Les auteurs précisent que leur étude ne prend pas en compte ce qu’ils appellent l' »urbanisation indirecte », c’est-à-dire l’impact qu’ont les agglomérations sur leur « arrière-pays » : approvisionnement en bois, en matières premières agricoles, prélèvements en eau, enfouissement des déchets en zones rurales, etc. Par exemple, la consommation en viande des urbains étant supérieure à celle des ruraux, on peut s’attendre à une demande accrue pour les produits carnés, avec tout ce que cela implique pour l’alimentation des bêtes, la production de méthane par les troupeaux, le traitement des lisiers… L’urbanisation est donc loin de ne peser que sur les espaces où la ville s’installe et il faudrait d’autres études pour évaluer à grande échelle ces effets de cascade.
En attendant, le phénomène d’urbanisation de masse est en phase d’accélération.
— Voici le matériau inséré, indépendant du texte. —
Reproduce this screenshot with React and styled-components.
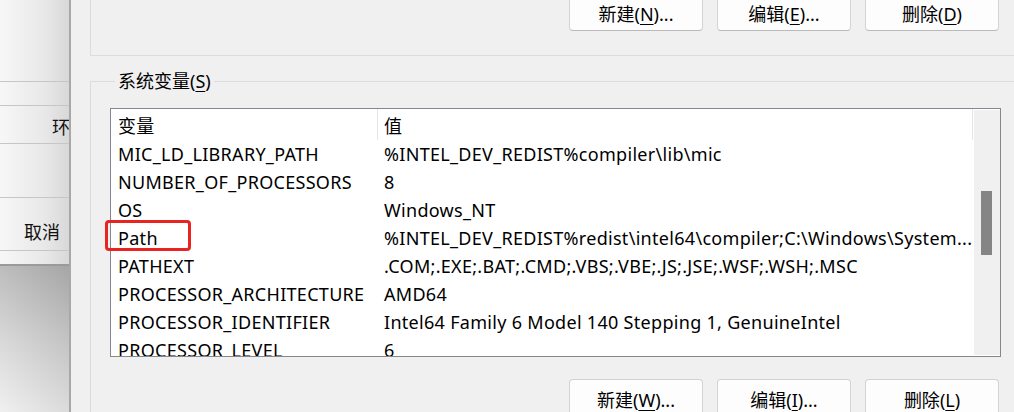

Ce sont des centaines de milliards de dollars qui sont investis chaque année dans les travaux d’infrastructures, que ce soit pour les immeubles, les voies de communication, les réseaux d’eau, de gaz, d’électricité ou de télécommunications. Et quand le béton est coulé ou le macadam étalé, c’est pour longtemps. Pour atténuer l’impact global de ce milliard et demi d’urbains supplémentaires qui arrivera d’ici à 2030, les signataires de l’article de PNAS suggèrent notamment de privilégier la densification des villes plutôt que leur étalement. Pour eux, « le développement compact », en plus de préserver au maximum les espaces naturels, présente l’avantage de diminuer les pertes énergétiques. Mais les responsables de l’aménagement du territoire de chaque région ou de chaque pays doivent y réfléchir vite car, s’ils veulent limiter l’impact des villes sur l’environnement, la fenêtre d’intervention sera très courte. Encore faut-il d’ailleurs qu’ils souhaitent intervenir.